October 7th is a day engraved in my heart and the hearts of the Jewish community. 

A day we will never forget. 

I was on my way home from a friend’s house in the evening when messages about Israel at war began to appear on my phone. I did not realise this was a situation, unlike anything I had ever encountered. Since October 7, antisemitism in Australia has increased by almost 500%. 

Growing up in a Jewish school surrounded by a Jewish community, I had rarely encountered any form of antisemitism before. I had grown up thinking Australia was a safe place for Jews, a place for us to be ourselves. But the effects of October 7 and the shameful events at the Opera House on October 9 have made me, for the first time in my life, fear calling myself a Jew. 

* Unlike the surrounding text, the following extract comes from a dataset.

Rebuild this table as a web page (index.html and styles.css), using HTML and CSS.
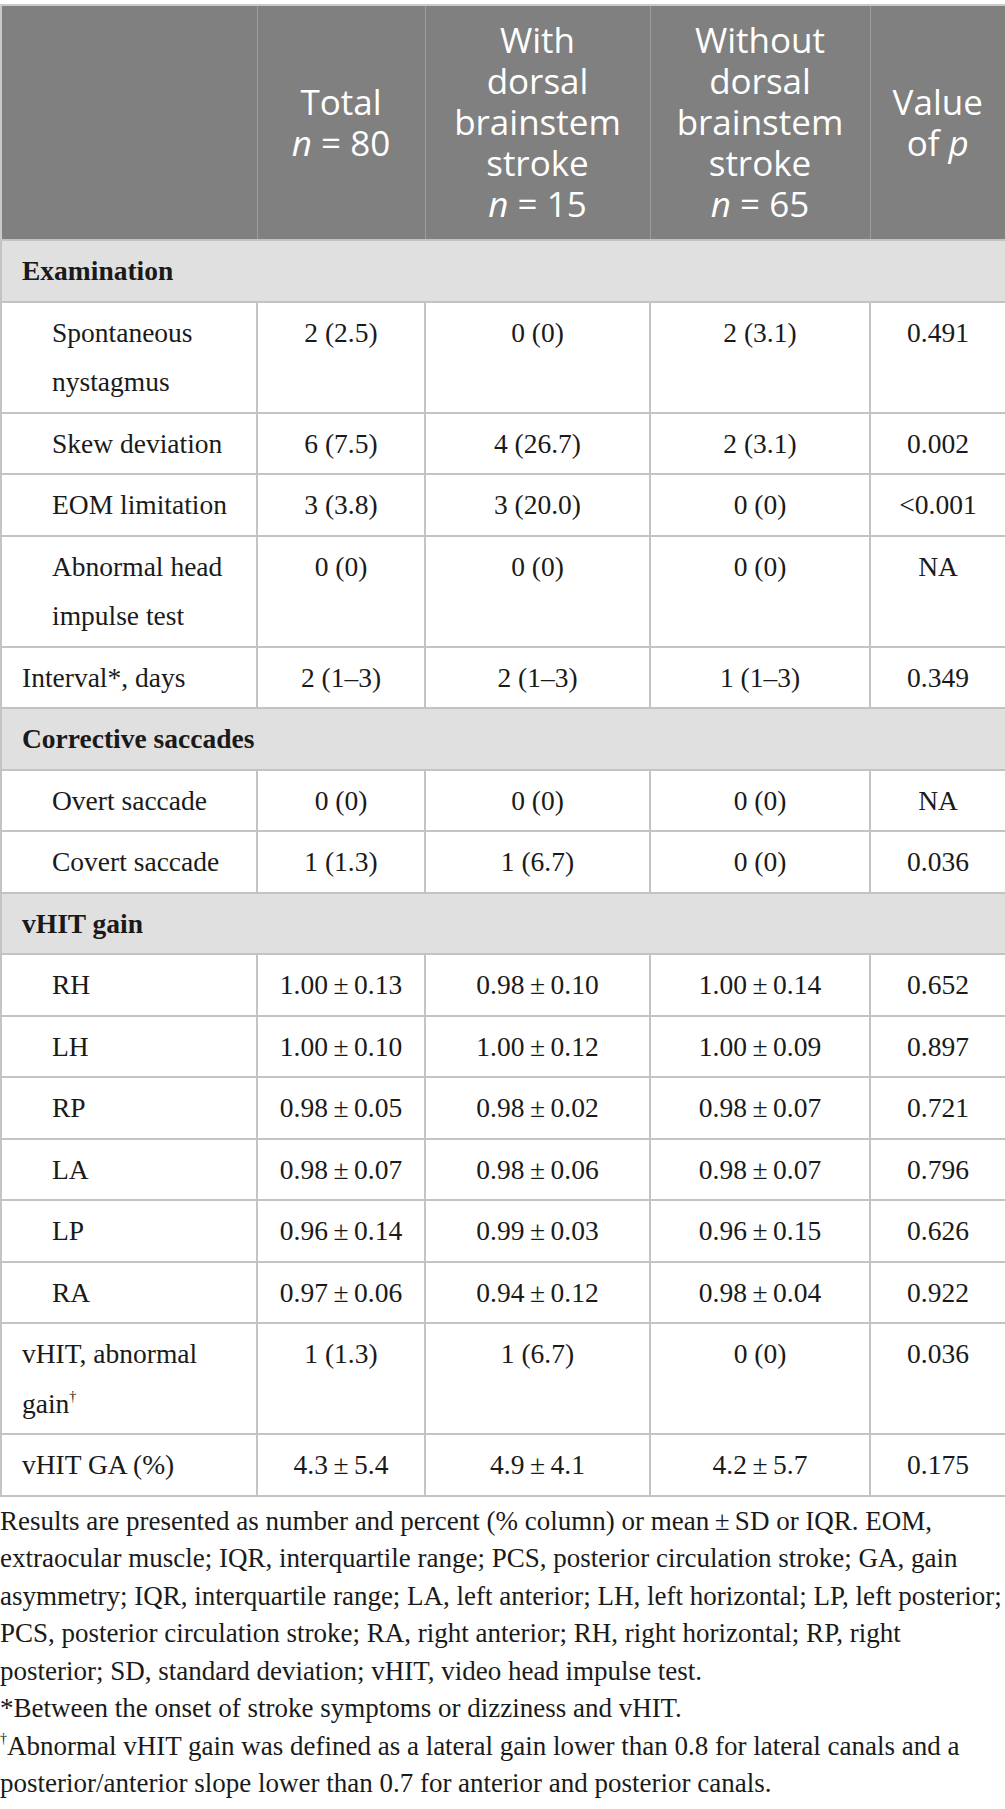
FILE: index.html
```html
<!DOCTYPE html>
<html lang="en">
<head>
<meta charset="utf-8">
<title>Table</title>
<link rel="stylesheet" href="styles.css">
</head>
<body>
<div class="page">
<table class="data">
  <colgroup>
    <col class="c-label">
    <col class="c-total">
    <col class="c-with">
    <col class="c-without">
    <col class="c-p">
  </colgroup>
  <thead>
    <tr>
      <th class="h-blank"></th>
      <th>Total<br><i>n</i>&nbsp;=&nbsp;80</th>
      <th>With<br>dorsal<br>brainstem<br>stroke<br><i>n</i>&nbsp;=&nbsp;15</th>
      <th>Without<br>dorsal<br>brainstem<br>stroke<br><i>n</i>&nbsp;=&nbsp;65</th>
      <th>Value<br>of <i>p</i></th>
    </tr>
  </thead>
  <tbody>
    <tr class="section"><td colspan="5">Examination</td></tr>
    <tr><td class="lbl ind">Spontaneous nystagmus</td><td>2 (2.5)</td><td>0 (0)</td><td>2 (3.1)</td><td>0.491</td></tr>
    <tr><td class="lbl ind">Skew deviation</td><td>6 (7.5)</td><td>4 (26.7)</td><td>2 (3.1)</td><td>0.002</td></tr>
    <tr><td class="lbl ind">EOM limitation</td><td>3 (3.8)</td><td>3 (20.0)</td><td>0 (0)</td><td>&lt;0.001</td></tr>
    <tr><td class="lbl ind">Abnormal head impulse test</td><td>0 (0)</td><td>0 (0)</td><td>0 (0)</td><td>NA</td></tr>
    <tr><td class="lbl">Interval*, days</td><td>2 (1–3)</td><td>2 (1–3)</td><td>1 (1–3)</td><td>0.349</td></tr>
    <tr class="section"><td colspan="5">Corrective saccades</td></tr>
    <tr><td class="lbl ind">Overt saccade</td><td>0 (0)</td><td>0 (0)</td><td>0 (0)</td><td>NA</td></tr>
    <tr><td class="lbl ind">Covert saccade</td><td>1 (1.3)</td><td>1 (6.7)</td><td>0 (0)</td><td>0.036</td></tr>
    <tr class="section"><td colspan="5">vHIT gain</td></tr>
    <tr><td class="lbl ind">RH</td><td>1.00&thinsp;±&thinsp;0.13</td><td>0.98&thinsp;±&thinsp;0.10</td><td>1.00&thinsp;±&thinsp;0.14</td><td>0.652</td></tr>
    <tr><td class="lbl ind">LH</td><td>1.00&thinsp;±&thinsp;0.10</td><td>1.00&thinsp;±&thinsp;0.12</td><td>1.00&thinsp;±&thinsp;0.09</td><td>0.897</td></tr>
    <tr><td class="lbl ind">RP</td><td>0.98&thinsp;±&thinsp;0.05</td><td>0.98&thinsp;±&thinsp;0.02</td><td>0.98&thinsp;±&thinsp;0.07</td><td>0.721</td></tr>
    <tr><td class="lbl ind">LA</td><td>0.98&thinsp;±&thinsp;0.07</td><td>0.98&thinsp;±&thinsp;0.06</td><td>0.98&thinsp;±&thinsp;0.07</td><td>0.796</td></tr>
    <tr><td class="lbl ind">LP</td><td>0.96&thinsp;±&thinsp;0.14</td><td>0.99&thinsp;±&thinsp;0.03</td><td>0.96&thinsp;±&thinsp;0.15</td><td>0.626</td></tr>
    <tr><td class="lbl ind">RA</td><td>0.97&thinsp;±&thinsp;0.06</td><td>0.94&thinsp;±&thinsp;0.12</td><td>0.98&thinsp;±&thinsp;0.04</td><td>0.922</td></tr>
    <tr><td class="lbl">vHIT, abnormal gain<sup>†</sup></td><td>1 (1.3)</td><td>1 (6.7)</td><td>0 (0)</td><td>0.036</td></tr>
    <tr><td class="lbl">vHIT GA (%)</td><td>4.3&thinsp;±&thinsp;5.4</td><td>4.9&thinsp;±&thinsp;4.1</td><td>4.2&thinsp;±&thinsp;5.7</td><td>0.175</td></tr>
  </tbody>
</table>
<div class="notes">
  <p>Results are presented as number and percent (% column) or mean&thinsp;±&thinsp;SD or IQR. EOM, extraocular muscle; IQR, interquartile range; PCS, posterior circulation stroke; GA, gain asymmetry; IQR, interquartile range; LA, left anterior; LH, left horizontal; LP, left posterior; PCS, posterior circulation stroke; RA, right anterior; RH, right horizontal; RP, right posterior; SD, standard deviation; vHIT, video head impulse test.</p>
  <p>*Between the onset of stroke symptoms or dizziness and vHIT.</p>
  <p><sup>†</sup>Abnormal vHIT gain was defined as a lateral gain lower than 0.8 for lateral canals and a posterior/anterior slope lower than 0.7 for anterior and posterior canals.</p>
</div>
</div>
</body>
</html>
```
FILE: styles.css
```css
html, body {
  margin: 0;
  padding: 0;
  background: #ffffff;
}

.page {
  width: 1005px;
  padding-top: 4px;
  font-family: "Liberation Serif", "Times New Roman", serif;
  color: #1a1a1a;
}

.data {
  width: 1005px;
  border-collapse: collapse;
  table-layout: fixed;
  font-size: 27.5px;
  line-height: 49.5px;
}

.c-label { width: 256px; }
.c-total { width: 168px; }
.c-with { width: 225px; }
.c-without { width: 220px; }
.c-p { width: 136px; }

.data thead th {
  background: #808080;
  color: #ffffff;
  font-family: "Open Sans", "Noto Sans", sans-serif;
  font-weight: 400;
  font-size: 35px;
  line-height: 41px;
  text-align: center;
  vertical-align: middle;
  padding: 13px 4px 15px;
  border-top: 2px solid #c9c9c9;
  border-left: 1px solid #9c9c9c;
  border-right: 1px solid #9c9c9c;
}

.data thead th:first-child {
  border-left: 2px solid #c9c9c9;
}

.data thead th:last-child {
  border-right: 2px solid #c9c9c9;
}

.data thead th i {
  font-style: italic;
}

.data td {
  border: 2px solid #c3c3c3;
  text-align: center;
  vertical-align: top;
  padding: 5px 4px 5px;
}

.data td.lbl {
  text-align: left;
  padding-left: 20px;
  padding-right: 6px;
}

.data td.lbl.ind {
  padding-left: 50px;
}

.data tr.section td {
  background: #e1e0e1;
  font-weight: 700;
  text-align: left;
  padding-left: 20px;
}

.data sup {
  font-size: 14px;
  line-height: 0;
  vertical-align: 12px;
}

.notes {
  margin-top: 6px;
  font-size: 27px;
  line-height: 37.5px;
}

.notes p {
  margin: 0;
}

.notes sup {
  font-size: 14px;
  line-height: 0;
  vertical-align: 12px;
}
```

I remember waking up on October 10, my social media swarmed with posts reporting that Palestinian supporters in Sydney had gathered at the Opera House chanting “Gas the Jews, Gas the Jews”. As the grandchild of a Holocaust survivor, it was particularly shocking to me. More confronting was the majority of the comments that supported these hateful acts. 

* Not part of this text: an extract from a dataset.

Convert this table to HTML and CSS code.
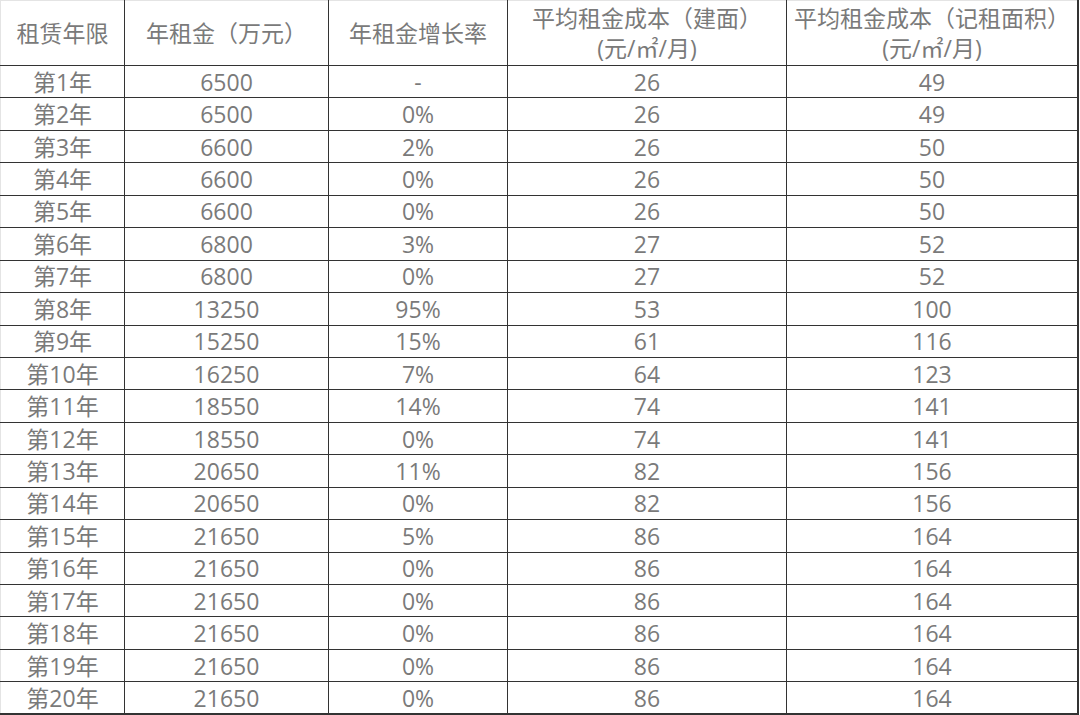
FILE: index.html
```html
<!DOCTYPE html>
<html lang="zh-CN">
<head>
<meta charset="utf-8">
<title>租金表</title>
<link rel="stylesheet" href="styles.css">
</head>
<body>
<table class="rent">
<colgroup>
<col class="c1"><col class="c2"><col class="c3"><col class="c4"><col class="c5">
</colgroup>
<thead>
<tr class="head">
<th>租赁年限</th>
<th>年租金（万元）</th>
<th>年租金增长率</th>
<th>平均租金成本（建面）<br>(元/㎡/月)</th>
<th>平均租金成本（记租面积）<br>(元/㎡/月)</th>
</tr>
</thead>
<tbody>
<tr><td>第1年</td><td>6500</td><td>-</td><td>26</td><td>49</td></tr>
<tr><td>第2年</td><td>6500</td><td>0%</td><td>26</td><td>49</td></tr>
<tr><td>第3年</td><td>6600</td><td>2%</td><td>26</td><td>50</td></tr>
<tr><td>第4年</td><td>6600</td><td>0%</td><td>26</td><td>50</td></tr>
<tr><td>第5年</td><td>6600</td><td>0%</td><td>26</td><td>50</td></tr>
<tr><td>第6年</td><td>6800</td><td>3%</td><td>27</td><td>52</td></tr>
<tr><td>第7年</td><td>6800</td><td>0%</td><td>27</td><td>52</td></tr>
<tr><td>第8年</td><td>13250</td><td>95%</td><td>53</td><td>100</td></tr>
<tr><td>第9年</td><td>15250</td><td>15%</td><td>61</td><td>116</td></tr>
<tr><td>第10年</td><td>16250</td><td>7%</td><td>64</td><td>123</td></tr>
<tr><td>第11年</td><td>18550</td><td>14%</td><td>74</td><td>141</td></tr>
<tr><td>第12年</td><td>18550</td><td>0%</td><td>74</td><td>141</td></tr>
<tr><td>第13年</td><td>20650</td><td>11%</td><td>82</td><td>156</td></tr>
<tr><td>第14年</td><td>20650</td><td>0%</td><td>82</td><td>156</td></tr>
<tr><td>第15年</td><td>21650</td><td>5%</td><td>86</td><td>164</td></tr>
<tr><td>第16年</td><td>21650</td><td>0%</td><td>86</td><td>164</td></tr>
<tr><td>第17年</td><td>21650</td><td>0%</td><td>86</td><td>164</td></tr>
<tr><td>第18年</td><td>21650</td><td>0%</td><td>86</td><td>164</td></tr>
<tr><td>第19年</td><td>21650</td><td>0%</td><td>86</td><td>164</td></tr>
<tr><td>第20年</td><td>21650</td><td>0%</td><td>86</td><td>164</td></tr>
</tbody>
</table>
</body>
</html>
```
FILE: styles.css
```css
html, body {
  margin: 0;
  padding: 0;
  background: #ffffff;
}
.rent {
  width: 1079px;
  border-collapse: collapse;
  table-layout: fixed;
  font-family: "Open Sans", "Noto Sans CJK SC", sans-serif;
  font-size: 23px;
  color: #7a7a7a;
  border-top: 1px solid #e4e4e4;
  border-left: 1px solid #e4e4e4;
}
.c1 { width: 124px; }
.c2 { width: 204px; }
.c3 { width: 179px; }
.c4 { width: 279px; }
.rent th,
.rent td {
  border: 1px solid #333333;
  padding: 0;
  text-align: center;
  vertical-align: middle;
  font-weight: normal;
  line-height: 30px;
  white-space: nowrap;
}
.rent th {
  border-top-color: #e4e4e4;
}
.rent tr th:first-child,
.rent tr td:first-child {
  border-left-color: #e4e4e4;
}
.rent tr th:last-child,
.rent tr td:last-child {
  border-right-width: 2px;
}
.head {
  height: 65px;
}
.rent tbody tr {
  height: 32.45px;
}
.rent tbody tr:last-child td {
  border-bottom-width: 2px;
}
```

I grew up hearing the promise of “never again”, but it was happening again. During that moment, I felt so alone, hopeless. I feared going to School that day, as I worried the pro-Palestinian supporters would harass us. But then I received an email from my School informing all the students that daily lunchtime discussions would be held. These discussions allowed us to openly talk about our feelings and be supported by the School and our Community. This email reminded me how important it was, now more than ever, to come together as a community, and show people that we are not alone. Now wasn’t the time to shy away and be silent; it was the time to stand up and be strong, support Israel and support others in the community. 

In the following week, several students from Emanuel School were scheduled to participate in a friendly Interfaith cultural debate and interchange with students from other faith-based schools. We were immediately fearful that we would encounter antisemitism, and we were grateful when the organisers assured us this would not occur. The schools and the students were respectful and did not mention current affairs negatively. However, a Green’s senator who was on a panel to judge the debates made comments that the media (at the time) were favouring the Israeli perspective and not giving a fair voice to the Palestinian cause. In addition, an Imam present made virulent mention of a young American Muslim who an “anti-Muslim” citizen stabbed. The massacre in Israel was being whitewashed – and we felt intimidated and marginalised. 

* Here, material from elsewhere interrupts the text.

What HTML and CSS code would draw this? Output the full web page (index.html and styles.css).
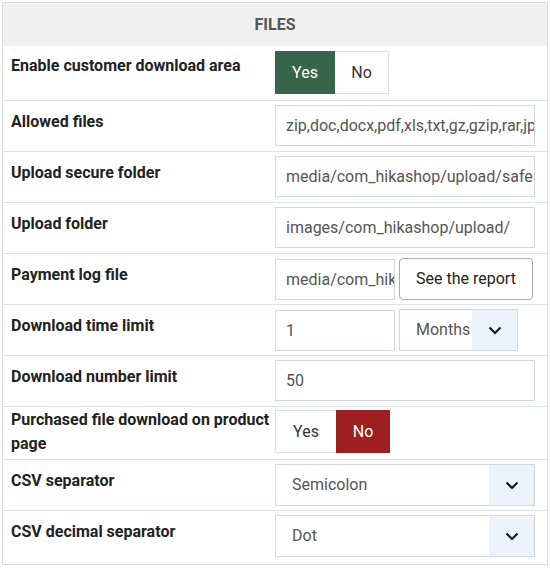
FILE: index.html
```html
<!DOCTYPE html>
<html>
<head>
<meta charset="utf-8">
<link rel="stylesheet" href="styles.css">
</head>
<body>
<div class="panel">
  <div class="panel-head">FILES</div>
  <div class="row first">
    <div class="label">Enable customer download area</div>
    <div class="ctrl">
      <div class="toggle"><span class="opt yes on">Yes</span><span class="opt no">No</span></div>
    </div>
  </div>
  <div class="row">
    <div class="label">Allowed files</div>
    <div class="ctrl"><div class="input full">zip,doc,docx,pdf,xls,txt,gz,gzip,rar,jpg,gif,tar.gz,xlsx,pps,csv,bmp,epub</div></div>
  </div>
  <div class="row">
    <div class="label">Upload secure folder</div>
    <div class="ctrl"><div class="input full">media/com_hikashop/upload/safe</div></div>
  </div>
  <div class="row">
    <div class="label">Upload folder</div>
    <div class="ctrl"><div class="input full">images/com_hikashop/upload/</div></div>
  </div>
  <div class="row">
    <div class="label">Payment log file</div>
    <div class="ctrl pair">
      <div class="input short">media/com_hikashop/upload/safe/logs/report_</div>
      <div class="btn">See the report</div>
    </div>
  </div>
  <div class="row">
    <div class="label">Download time limit</div>
    <div class="ctrl pair">
      <div class="input short">1</div>
      <div class="select small"><span class="sel-text">Months</span><span class="arrow"><svg width="14" height="9" viewBox="0 0 14 9"><path d="M1.5 1.5 L7 7 L12.5 1.5" fill="none" stroke="#111" stroke-width="2"/></svg></span></div>
    </div>
  </div>
  <div class="row">
    <div class="label">Download number limit</div>
    <div class="ctrl"><div class="input full">50</div></div>
  </div>
  <div class="row tall">
    <div class="label">Purchased file download on product page</div>
    <div class="ctrl">
      <div class="toggle"><span class="opt yes">Yes</span><span class="opt no on">No</span></div>
    </div>
  </div>
  <div class="row">
    <div class="label">CSV separator</div>
    <div class="ctrl"><div class="select full"><span class="sel-text">Semicolon</span><span class="arrow"><svg width="14" height="9" viewBox="0 0 14 9"><path d="M1.5 1.5 L7 7 L12.5 1.5" fill="none" stroke="#111" stroke-width="2"/></svg></span></div></div>
  </div>
  <div class="row">
    <div class="label">CSV decimal separator</div>
    <div class="ctrl"><div class="select full"><span class="sel-text">Dot</span><span class="arrow"><svg width="14" height="9" viewBox="0 0 14 9"><path d="M1.5 1.5 L7 7 L12.5 1.5" fill="none" stroke="#111" stroke-width="2"/></svg></span></div></div>
  </div>
</div>
</body>
</html>
```
FILE: styles.css
```css
html, body {
  margin: 0;
  padding: 0;
  background: #fff;
}
body {
  font-family: Roboto, "Liberation Sans", Arial, sans-serif;
  color: #222;
}
.panel {
  margin: 2px 0 0 2px;
  width: 544px;
  border: 1px solid #d9d9d9;
  padding-bottom: 3px;
  box-sizing: content-box;
}
.panel-head {
  height: 43px;
  background: #f0f0f0;
  display: flex;
  align-items: center;
  justify-content: center;
  font-weight: 700;
  font-size: 16px;
  color: #555;
}
.row {
  display: grid;
  grid-template-columns: 264px 260px;
  padding: 4px 0 4px 8px;
  border-top: 1px solid #dee2e6;
  min-height: 42px;
}
.row.first {
  border-top: none;
  padding: 5px 0 6px 8px;
}
.row.tall {
  padding: 3px 0 3px 8px;
  min-height: 46px;
}
.label {
  font-weight: 700;
  font-size: 16px;
  line-height: 24px;
  padding-top: 5px;
  color: #222;
}
.row.first .label {
  padding-top: 3px;
}
.row.tall .label {
  padding-top: 0;
  margin-top: -2px;
}
.ctrl {
  display: flex;
  align-items: flex-start;
}
.pair {
  gap: 4px;
}
.input {
  box-sizing: border-box;
  height: 41px;
  border: 1px solid #d4d8dc;
  padding: 0 10px;
  font-size: 16px;
  line-height: 39px;
  color: #555;
  white-space: nowrap;
  overflow: hidden;
}
.input.full { width: 260px; }
.input.short { width: 120px; margin-top: 1px; }
.btn {
  box-sizing: border-box;
  width: 134px;
  height: 42px;
  border: 1px solid #a9adb1;
  border-radius: 4px;
  font-size: 16px;
  line-height: 40px;
  text-align: center;
  color: #222;
}
.select {
  box-sizing: border-box;
  height: 42px;
  border: 1px solid #d4d8dc;
  display: flex;
  font-size: 16px;
  color: #555;
  overflow: hidden;
}
.select.full { width: 260px; }
.select.small { width: 119px; }
.sel-text {
  flex: 1;
  padding-left: 16px;
  line-height: 40px;
  white-space: nowrap;
  overflow: hidden;
}
.arrow {
  width: 45px;
  background: #eef3fb;
  display: flex;
  align-items: center;
  justify-content: center;
}
.toggle {
  display: flex;
  height: 43px;
  box-sizing: border-box;
  border: 1px solid #dde0e3;
}
.opt {
  font-size: 16px;
  line-height: 41px;
  text-align: center;
  color: #333;
}
.opt.yes { width: 60px; }
.opt.no { width: 53px; }
.opt.yes.on { background: #36654a; color: #fff; margin: -1px 0 -1px -1px; width: 60px; line-height: 43px; }
.opt.no.on { background: #9d1f1f; color: #fff; margin: -1px -1px -1px 0; width: 54px; line-height: 43px; }
```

That Friday, I went to Shul with my parents and services were full. Throughout the week, I had been feeling so overwhelmed, stressing about the safety of my family in Israel, worrying about all the possible outcomes of the war and panicking every time I heard a rise in the known hostage count or another death occurring. After the communal prayers and the Rabbi’s sermon, I no longer felt overwhelmed and isolated. I felt that I wasn’t alone, that everyone around me was going through similar experiences, worrying about similar outcomes. Instead of silently hurting by myself, I was able to immerse myself in our Jewish community, celebrating our beliefs together and grieving those lost, safe from judgement. Realising that my School and Jewish community were there to support me even though I wasn’t the one fearing for my life in Israel made me once again feel safe in Australia, in my community for now. 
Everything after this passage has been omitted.